An edited version of this piece appeared in The Age
Walking home late last night, the park’s canopy broke and the city came into relief: dark giants wearing neon headbands. My God, it was beautiful. An unabashed declaration of civilisation, not at war with the stars, but in a defiantly awkward choir with them.
Melbourne’s CBD was a messy class-photo of love and squalor; of architecture and short-cuts to architecture; of prosperity and design and commerce. A bold concentration of our triumphs and our failures, as cities are.
If you’re Occupying Melbourne at the moment, rather than just living in it, you might see it differently. As some vulgar and stupefying thing, perhaps. A citadel of capitalism, a triumph of cupidity, a cardboard edifice buckling under the collective breath of The People.
“Opening a dialogue in our public spaces for Real Democracy. It’s time Australians reclaimed our collective voice!” So says the Occupy Melbourne website, but it’s unclear from what or whom the public space is being reclaimed, and judging by the protestors’ dreams of revolution, it seems that democracy is no more of a concern than reality is.
For so many of Melbourne’s protestors, dread capitalism had become spectral and monolithic, but there is no consistently “capitalist” experience. Capitalism is, by its very nature, dynamic. Sometimes destructively. But Occupy Melbourne has done nothing to distinguish the Australian experience from the United States’, instead making a baneful conflation based upon myth and simplicity. It’s an ignorant and offensive comparison, dismissing our strong institutions, 5.1% unemployment rate, steady growth, low GDP/debt ratio, a culture far more egalitarian than our American brothers, a political response to the GFC which was applauded by the IMF, if not the voters and, importantly, our lauded financial regulation.
Here in Australia we had far less of Alan Greenspan’s almost religious optimism in the rationality of the banking sector, and much more of Adam Smith’s suspicion of its ruinous volatility. We’d do well to note this and, wary of growing prideful and complacent, give thanks to a system reasonably untouched by the darker practices of American capitalism.
Domestically, Occupy Melbourne has been a hilarious communications disaster. For something which had sprung powerfully from Wall Street, interest groups here have attached themselves parasitically to the body. At Occupy Fridays held in City Square, you can watch seminars on feminism, Palestine, Latin American politics, cyber security, and “critical theory”. It’s a preposterous, self-important mess which has diluted—if not destroyed—the message completely. A friend of mine went further, denying there ever was a message: “This is just the parasites. There is no host.”
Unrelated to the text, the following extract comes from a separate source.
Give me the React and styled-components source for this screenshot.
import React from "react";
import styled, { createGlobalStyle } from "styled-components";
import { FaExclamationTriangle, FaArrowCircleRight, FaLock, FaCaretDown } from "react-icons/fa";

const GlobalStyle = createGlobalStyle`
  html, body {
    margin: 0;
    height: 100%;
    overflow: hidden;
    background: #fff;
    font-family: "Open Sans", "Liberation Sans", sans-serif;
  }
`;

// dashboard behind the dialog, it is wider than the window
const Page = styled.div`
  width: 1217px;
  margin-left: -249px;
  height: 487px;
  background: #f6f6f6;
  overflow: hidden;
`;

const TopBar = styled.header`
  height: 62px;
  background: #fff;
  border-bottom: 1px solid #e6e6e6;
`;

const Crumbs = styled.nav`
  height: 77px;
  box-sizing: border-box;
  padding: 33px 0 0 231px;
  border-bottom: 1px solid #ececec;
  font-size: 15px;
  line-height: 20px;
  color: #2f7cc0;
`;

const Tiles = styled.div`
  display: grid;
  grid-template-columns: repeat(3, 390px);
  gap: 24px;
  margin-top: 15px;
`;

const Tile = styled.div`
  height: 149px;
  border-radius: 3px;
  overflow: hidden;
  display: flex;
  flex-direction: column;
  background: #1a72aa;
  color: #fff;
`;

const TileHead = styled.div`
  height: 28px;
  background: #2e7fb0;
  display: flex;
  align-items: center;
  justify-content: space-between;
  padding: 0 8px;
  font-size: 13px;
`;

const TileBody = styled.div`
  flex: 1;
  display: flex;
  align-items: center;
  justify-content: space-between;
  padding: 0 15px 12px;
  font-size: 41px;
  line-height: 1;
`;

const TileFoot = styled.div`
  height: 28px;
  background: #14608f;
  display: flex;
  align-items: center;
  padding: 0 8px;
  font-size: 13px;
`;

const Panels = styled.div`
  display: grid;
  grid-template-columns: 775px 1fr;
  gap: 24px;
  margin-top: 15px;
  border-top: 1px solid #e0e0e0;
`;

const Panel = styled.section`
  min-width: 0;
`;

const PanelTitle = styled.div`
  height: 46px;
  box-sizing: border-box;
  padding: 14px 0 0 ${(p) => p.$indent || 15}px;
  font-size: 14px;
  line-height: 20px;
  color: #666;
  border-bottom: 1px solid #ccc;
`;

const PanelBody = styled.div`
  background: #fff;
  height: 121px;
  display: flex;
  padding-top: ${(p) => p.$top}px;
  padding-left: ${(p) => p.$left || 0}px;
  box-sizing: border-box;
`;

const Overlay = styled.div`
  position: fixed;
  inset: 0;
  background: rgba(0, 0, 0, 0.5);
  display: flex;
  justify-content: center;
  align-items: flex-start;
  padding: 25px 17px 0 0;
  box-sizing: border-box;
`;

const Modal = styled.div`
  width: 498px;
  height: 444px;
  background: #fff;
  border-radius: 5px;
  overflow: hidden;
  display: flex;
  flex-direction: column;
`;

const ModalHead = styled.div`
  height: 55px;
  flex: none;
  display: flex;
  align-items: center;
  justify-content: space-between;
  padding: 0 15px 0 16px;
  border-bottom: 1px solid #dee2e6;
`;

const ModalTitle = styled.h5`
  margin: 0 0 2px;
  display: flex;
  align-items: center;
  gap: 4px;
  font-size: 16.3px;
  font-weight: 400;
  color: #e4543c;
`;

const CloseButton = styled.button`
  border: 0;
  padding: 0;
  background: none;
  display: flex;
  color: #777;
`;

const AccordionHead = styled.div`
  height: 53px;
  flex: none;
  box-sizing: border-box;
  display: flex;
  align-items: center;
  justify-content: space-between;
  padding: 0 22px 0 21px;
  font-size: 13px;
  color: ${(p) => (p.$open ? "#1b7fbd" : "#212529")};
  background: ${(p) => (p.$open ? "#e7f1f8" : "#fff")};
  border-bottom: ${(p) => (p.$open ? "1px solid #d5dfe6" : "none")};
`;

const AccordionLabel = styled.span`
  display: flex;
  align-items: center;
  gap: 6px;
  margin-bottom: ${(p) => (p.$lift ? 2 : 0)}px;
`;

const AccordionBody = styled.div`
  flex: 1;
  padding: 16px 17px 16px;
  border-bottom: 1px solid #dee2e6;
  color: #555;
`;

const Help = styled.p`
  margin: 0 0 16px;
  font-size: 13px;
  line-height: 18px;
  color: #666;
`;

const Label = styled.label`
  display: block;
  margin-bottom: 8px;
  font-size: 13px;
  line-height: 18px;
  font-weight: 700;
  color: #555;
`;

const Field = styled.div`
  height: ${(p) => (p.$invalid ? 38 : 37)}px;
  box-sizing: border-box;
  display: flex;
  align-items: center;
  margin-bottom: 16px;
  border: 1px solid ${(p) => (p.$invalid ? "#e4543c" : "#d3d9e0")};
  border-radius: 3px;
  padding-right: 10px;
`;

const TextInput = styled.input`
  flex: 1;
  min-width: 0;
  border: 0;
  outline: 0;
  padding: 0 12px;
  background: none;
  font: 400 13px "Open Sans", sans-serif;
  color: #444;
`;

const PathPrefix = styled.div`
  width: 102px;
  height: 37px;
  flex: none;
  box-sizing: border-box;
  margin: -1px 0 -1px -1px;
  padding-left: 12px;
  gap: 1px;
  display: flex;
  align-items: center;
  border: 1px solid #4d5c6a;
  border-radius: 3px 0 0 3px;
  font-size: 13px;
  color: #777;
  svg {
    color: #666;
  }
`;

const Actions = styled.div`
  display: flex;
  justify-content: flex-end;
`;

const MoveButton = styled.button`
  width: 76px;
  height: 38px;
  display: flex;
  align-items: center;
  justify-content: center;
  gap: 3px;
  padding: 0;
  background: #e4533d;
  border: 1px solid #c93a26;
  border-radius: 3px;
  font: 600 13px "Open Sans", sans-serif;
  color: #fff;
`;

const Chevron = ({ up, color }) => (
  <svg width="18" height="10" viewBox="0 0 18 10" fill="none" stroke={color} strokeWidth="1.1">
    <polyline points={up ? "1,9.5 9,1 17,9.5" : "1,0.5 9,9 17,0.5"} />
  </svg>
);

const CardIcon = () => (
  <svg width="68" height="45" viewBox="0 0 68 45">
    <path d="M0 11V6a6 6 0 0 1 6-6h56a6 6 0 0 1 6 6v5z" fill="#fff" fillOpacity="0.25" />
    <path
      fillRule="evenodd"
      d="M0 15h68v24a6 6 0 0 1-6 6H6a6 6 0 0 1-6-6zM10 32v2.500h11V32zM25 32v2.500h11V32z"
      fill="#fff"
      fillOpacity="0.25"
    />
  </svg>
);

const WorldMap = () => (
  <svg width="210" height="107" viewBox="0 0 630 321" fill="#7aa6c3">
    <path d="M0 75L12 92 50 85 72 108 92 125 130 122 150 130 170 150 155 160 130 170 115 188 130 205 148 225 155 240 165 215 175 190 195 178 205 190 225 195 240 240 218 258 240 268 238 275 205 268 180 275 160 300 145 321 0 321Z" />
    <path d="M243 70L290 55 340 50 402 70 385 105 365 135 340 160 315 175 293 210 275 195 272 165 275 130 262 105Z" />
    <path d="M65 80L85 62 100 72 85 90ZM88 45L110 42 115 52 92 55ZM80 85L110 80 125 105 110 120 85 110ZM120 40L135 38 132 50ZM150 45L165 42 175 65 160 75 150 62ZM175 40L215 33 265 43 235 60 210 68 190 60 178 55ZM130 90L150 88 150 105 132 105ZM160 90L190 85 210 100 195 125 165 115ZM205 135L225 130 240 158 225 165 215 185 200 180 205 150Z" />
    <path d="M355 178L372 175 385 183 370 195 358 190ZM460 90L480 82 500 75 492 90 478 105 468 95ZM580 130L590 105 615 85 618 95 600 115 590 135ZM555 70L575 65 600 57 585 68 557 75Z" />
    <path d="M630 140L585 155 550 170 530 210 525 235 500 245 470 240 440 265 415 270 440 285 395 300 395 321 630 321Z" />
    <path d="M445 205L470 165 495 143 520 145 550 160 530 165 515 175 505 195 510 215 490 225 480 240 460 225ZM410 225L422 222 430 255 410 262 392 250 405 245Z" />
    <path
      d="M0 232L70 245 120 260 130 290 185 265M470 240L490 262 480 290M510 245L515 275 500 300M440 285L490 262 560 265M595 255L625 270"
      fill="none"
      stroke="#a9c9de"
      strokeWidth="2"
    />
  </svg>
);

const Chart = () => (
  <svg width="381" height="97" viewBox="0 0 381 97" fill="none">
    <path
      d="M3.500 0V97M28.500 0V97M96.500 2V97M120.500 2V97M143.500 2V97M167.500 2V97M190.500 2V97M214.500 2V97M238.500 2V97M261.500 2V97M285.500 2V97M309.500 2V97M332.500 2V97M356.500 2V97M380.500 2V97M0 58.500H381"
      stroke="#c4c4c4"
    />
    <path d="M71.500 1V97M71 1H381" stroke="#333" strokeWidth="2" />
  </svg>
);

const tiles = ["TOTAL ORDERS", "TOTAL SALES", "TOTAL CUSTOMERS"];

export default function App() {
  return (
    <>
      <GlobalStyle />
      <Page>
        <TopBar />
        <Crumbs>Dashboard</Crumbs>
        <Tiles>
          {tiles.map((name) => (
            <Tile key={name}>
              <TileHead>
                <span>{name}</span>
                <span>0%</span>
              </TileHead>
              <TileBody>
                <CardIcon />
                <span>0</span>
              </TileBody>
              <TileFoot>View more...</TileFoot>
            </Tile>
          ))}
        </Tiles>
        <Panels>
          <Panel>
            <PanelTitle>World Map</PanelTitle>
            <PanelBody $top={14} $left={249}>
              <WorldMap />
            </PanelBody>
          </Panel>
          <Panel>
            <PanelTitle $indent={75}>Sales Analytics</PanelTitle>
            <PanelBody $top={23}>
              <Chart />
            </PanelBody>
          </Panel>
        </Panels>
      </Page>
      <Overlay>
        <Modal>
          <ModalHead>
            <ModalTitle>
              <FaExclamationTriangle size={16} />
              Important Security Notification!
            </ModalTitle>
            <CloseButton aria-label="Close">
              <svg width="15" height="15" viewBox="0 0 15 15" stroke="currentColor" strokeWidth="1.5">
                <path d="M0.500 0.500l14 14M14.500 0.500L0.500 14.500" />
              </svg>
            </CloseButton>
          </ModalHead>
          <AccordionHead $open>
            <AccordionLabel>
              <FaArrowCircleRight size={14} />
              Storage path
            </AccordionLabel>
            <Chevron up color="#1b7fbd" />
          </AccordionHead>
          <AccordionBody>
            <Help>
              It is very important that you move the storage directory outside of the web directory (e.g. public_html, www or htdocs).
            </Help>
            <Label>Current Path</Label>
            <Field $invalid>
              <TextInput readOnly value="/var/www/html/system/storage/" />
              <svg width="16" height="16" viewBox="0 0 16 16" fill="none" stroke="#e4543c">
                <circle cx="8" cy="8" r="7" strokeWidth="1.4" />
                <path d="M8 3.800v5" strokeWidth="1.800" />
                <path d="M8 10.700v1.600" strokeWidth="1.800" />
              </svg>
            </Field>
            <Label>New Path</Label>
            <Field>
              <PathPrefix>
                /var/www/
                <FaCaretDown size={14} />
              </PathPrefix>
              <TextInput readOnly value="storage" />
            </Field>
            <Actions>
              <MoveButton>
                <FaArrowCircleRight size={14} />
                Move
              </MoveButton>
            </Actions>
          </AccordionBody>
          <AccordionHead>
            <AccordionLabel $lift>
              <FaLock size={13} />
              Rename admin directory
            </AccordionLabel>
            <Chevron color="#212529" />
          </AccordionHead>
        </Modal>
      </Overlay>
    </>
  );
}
Amongst claims of “real democracy” and fostering a “collective voice,” there appears to be scant interest about the country in which they protest. When discussions of Chavez’s Venezuelan utopia gets higher billing than Australian economics, you realise that you’re through the looking glass. And if you think the best and most inclusive way of winning over regular folks is lecturing them with the Frankfurt School of Critical Theory, then there’s a good chance syphilis has destroyed your frontal lobe and I would quit practicing free love immediately. If you don’t know what the Frankfurt School of Theory is, then all the better for you, but it’s no surprise that our zealous would-be revolutionaries are in its thrall.
In fact, your participation in Occupy Melbourne may well rest on how diligently you studied Marcuse or Deleuze or any of the other “critical theorists” and “deconstructionists” in university, who do such a good job of transforming their readers into smug little vandals for whom critical thinking means an untiring suspicion of everything. That which is consistent is to be abhorred. To know culture is to loathe it. This reflexive pessimism must be exhausting, and means the Christmas presents are forever zealously dismantled and left broken on the floor, dismissed as artefacts of Empire.
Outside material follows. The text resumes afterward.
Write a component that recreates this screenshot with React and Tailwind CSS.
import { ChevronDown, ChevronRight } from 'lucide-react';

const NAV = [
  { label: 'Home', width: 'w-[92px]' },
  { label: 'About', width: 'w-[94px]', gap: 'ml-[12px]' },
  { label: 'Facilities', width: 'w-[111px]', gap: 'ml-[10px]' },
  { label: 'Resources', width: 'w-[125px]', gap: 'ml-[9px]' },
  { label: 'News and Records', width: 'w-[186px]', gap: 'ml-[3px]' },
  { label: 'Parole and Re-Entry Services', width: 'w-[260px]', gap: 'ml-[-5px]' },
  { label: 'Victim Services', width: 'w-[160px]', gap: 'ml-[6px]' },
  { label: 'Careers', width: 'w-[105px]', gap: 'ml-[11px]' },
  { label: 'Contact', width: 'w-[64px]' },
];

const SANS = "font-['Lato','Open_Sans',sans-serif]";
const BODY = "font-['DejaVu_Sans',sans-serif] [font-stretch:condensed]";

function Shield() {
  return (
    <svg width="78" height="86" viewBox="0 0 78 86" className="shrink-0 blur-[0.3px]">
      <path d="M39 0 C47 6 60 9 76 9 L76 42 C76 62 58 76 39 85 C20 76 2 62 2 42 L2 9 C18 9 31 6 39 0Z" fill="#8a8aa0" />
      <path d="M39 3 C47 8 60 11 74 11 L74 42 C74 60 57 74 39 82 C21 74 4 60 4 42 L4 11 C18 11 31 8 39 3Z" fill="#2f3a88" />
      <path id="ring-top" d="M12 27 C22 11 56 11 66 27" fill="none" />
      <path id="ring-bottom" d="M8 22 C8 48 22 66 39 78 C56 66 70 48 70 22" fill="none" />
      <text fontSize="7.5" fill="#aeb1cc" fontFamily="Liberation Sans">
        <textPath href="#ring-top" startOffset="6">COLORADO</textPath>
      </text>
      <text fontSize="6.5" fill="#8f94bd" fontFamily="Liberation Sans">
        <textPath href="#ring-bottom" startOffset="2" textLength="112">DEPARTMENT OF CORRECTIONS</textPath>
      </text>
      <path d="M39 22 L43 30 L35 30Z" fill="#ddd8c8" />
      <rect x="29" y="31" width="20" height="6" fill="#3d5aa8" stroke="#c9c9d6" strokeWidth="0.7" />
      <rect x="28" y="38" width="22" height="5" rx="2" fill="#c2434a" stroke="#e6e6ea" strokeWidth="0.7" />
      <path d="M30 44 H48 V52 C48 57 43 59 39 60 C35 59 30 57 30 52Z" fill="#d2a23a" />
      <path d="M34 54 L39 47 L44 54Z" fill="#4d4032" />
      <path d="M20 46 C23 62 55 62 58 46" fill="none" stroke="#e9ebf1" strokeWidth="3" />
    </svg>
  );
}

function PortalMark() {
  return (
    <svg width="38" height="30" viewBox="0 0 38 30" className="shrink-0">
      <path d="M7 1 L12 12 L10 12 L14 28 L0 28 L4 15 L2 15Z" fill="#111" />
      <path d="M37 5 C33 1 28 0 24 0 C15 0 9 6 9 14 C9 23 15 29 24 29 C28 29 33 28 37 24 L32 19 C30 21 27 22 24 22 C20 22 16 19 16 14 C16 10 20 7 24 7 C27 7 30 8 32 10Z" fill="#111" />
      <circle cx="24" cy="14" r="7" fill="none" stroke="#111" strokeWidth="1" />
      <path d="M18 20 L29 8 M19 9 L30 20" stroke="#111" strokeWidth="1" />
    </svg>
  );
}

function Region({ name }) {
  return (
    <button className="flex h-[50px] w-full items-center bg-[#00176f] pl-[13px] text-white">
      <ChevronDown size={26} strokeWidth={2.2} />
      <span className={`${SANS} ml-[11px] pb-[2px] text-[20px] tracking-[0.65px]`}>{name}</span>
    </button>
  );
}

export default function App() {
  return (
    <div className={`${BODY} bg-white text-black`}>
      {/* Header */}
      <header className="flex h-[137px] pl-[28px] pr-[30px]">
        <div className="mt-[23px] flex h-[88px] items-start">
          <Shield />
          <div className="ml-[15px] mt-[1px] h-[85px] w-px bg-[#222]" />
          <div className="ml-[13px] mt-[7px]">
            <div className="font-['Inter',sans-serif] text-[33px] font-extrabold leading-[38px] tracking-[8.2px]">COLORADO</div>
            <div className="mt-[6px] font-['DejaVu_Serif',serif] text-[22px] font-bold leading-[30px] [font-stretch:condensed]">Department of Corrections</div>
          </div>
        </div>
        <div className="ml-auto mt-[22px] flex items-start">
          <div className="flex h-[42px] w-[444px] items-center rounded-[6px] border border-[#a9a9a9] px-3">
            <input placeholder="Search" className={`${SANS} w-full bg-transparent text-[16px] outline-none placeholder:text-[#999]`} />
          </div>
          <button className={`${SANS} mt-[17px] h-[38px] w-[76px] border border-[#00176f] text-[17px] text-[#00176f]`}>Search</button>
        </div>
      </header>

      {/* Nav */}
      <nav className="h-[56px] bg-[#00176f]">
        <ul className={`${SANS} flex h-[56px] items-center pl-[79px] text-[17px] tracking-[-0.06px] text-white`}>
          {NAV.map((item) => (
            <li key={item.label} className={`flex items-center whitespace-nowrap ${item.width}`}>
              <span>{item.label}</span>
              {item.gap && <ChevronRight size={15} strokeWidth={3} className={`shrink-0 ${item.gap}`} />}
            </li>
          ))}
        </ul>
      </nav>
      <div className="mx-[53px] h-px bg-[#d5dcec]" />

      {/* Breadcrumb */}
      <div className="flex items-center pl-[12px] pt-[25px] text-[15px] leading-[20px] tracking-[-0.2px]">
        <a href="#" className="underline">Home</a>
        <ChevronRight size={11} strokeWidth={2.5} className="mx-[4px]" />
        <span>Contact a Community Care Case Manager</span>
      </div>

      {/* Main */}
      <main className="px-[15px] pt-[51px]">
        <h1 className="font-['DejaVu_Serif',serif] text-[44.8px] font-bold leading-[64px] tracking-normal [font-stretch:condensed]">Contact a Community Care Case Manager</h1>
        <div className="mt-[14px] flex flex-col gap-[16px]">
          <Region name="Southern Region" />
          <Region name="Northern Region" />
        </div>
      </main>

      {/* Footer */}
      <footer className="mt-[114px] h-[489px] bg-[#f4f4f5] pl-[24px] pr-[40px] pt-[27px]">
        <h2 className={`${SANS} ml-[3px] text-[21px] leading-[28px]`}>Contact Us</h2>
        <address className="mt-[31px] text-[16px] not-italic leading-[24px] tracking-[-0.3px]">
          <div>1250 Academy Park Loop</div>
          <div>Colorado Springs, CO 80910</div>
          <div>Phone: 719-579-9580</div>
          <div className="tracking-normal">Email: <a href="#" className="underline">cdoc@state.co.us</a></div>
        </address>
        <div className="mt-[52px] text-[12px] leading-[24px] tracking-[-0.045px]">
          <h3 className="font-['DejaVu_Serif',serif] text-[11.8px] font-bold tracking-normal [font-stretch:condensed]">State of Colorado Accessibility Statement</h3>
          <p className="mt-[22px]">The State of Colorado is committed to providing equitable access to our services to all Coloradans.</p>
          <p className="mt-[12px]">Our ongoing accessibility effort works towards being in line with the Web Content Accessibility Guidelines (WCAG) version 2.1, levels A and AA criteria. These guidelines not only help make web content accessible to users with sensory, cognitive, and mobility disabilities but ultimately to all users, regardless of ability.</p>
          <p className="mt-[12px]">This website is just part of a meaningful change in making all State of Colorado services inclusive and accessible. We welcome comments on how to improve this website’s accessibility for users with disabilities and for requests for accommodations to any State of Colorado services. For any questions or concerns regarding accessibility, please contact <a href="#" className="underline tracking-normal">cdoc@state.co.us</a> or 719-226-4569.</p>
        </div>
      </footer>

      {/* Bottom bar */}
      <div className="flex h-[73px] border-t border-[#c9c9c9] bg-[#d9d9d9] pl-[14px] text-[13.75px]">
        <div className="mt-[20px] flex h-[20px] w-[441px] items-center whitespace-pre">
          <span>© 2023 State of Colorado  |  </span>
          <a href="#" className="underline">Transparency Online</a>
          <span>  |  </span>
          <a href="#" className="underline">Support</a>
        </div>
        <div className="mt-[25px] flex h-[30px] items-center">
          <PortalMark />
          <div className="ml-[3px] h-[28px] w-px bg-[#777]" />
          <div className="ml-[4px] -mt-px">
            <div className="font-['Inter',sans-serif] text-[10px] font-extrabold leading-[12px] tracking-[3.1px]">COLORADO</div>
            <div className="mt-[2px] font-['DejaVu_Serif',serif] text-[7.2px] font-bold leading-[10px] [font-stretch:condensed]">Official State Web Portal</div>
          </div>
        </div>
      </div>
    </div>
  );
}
The truth is, capitalism has lifted hundreds of millions out of poverty. As the New Yorker’s John Cassidy has written: “In China between 1981 and 2005, according to a study by researchers at the World Bank, the poverty rate fell from 84 percent to 16. By the end of the period, more than 600 million Chinese had been lifted out of poverty,” a result of China opening up its markets.
As Cassidy notes, with the development of the Chinese economy—as with the industrialisation of Britain’s and the United States’ beforehand—inequality and environmental degradation has increased. It’s a powerful point to be made by protestors, but it’s inexcusable to excise the figures on poverty and standards of living while making it.
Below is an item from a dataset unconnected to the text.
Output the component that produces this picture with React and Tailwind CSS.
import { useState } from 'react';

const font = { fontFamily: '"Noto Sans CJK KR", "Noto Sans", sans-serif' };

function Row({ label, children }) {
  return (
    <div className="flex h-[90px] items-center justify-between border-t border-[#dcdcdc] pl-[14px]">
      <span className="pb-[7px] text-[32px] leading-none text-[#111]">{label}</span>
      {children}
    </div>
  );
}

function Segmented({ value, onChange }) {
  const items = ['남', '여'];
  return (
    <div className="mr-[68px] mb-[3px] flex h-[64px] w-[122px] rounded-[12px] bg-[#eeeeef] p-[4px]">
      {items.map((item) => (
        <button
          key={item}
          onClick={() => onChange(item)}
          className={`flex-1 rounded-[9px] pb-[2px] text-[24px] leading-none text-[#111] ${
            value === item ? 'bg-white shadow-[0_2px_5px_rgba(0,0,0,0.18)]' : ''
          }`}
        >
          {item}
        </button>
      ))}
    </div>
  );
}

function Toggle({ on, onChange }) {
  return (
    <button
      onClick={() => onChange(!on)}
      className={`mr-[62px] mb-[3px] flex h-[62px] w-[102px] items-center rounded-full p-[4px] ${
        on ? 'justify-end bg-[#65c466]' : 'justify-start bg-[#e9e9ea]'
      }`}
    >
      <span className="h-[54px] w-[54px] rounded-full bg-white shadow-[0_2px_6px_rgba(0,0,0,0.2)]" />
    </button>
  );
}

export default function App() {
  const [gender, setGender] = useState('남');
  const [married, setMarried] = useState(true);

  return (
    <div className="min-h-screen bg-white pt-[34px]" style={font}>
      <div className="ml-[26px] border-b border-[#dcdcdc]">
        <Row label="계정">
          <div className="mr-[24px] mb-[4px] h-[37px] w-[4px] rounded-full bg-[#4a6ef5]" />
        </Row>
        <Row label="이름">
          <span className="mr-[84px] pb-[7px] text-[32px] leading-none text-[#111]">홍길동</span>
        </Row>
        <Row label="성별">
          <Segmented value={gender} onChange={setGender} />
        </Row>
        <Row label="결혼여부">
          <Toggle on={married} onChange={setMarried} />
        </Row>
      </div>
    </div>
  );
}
Given the world’s awesome economic interdependence, Australian protestors are also right to take note of international trends—economic shocks are felt the world ‘round. As China emerges as a great rival power to the US, and is close to becoming the largest economy in the world—the first time a non-democratic country has held this position in two centuries—hard discussions about global values must be had, but we can do without the misguided moral sanctimony of Occupy Melbourne.
But, please: don’t get me wrong. I’m not calling for the eviction of the Occupy Friday’ers. Just someone hand them some history and economics textbooks, please.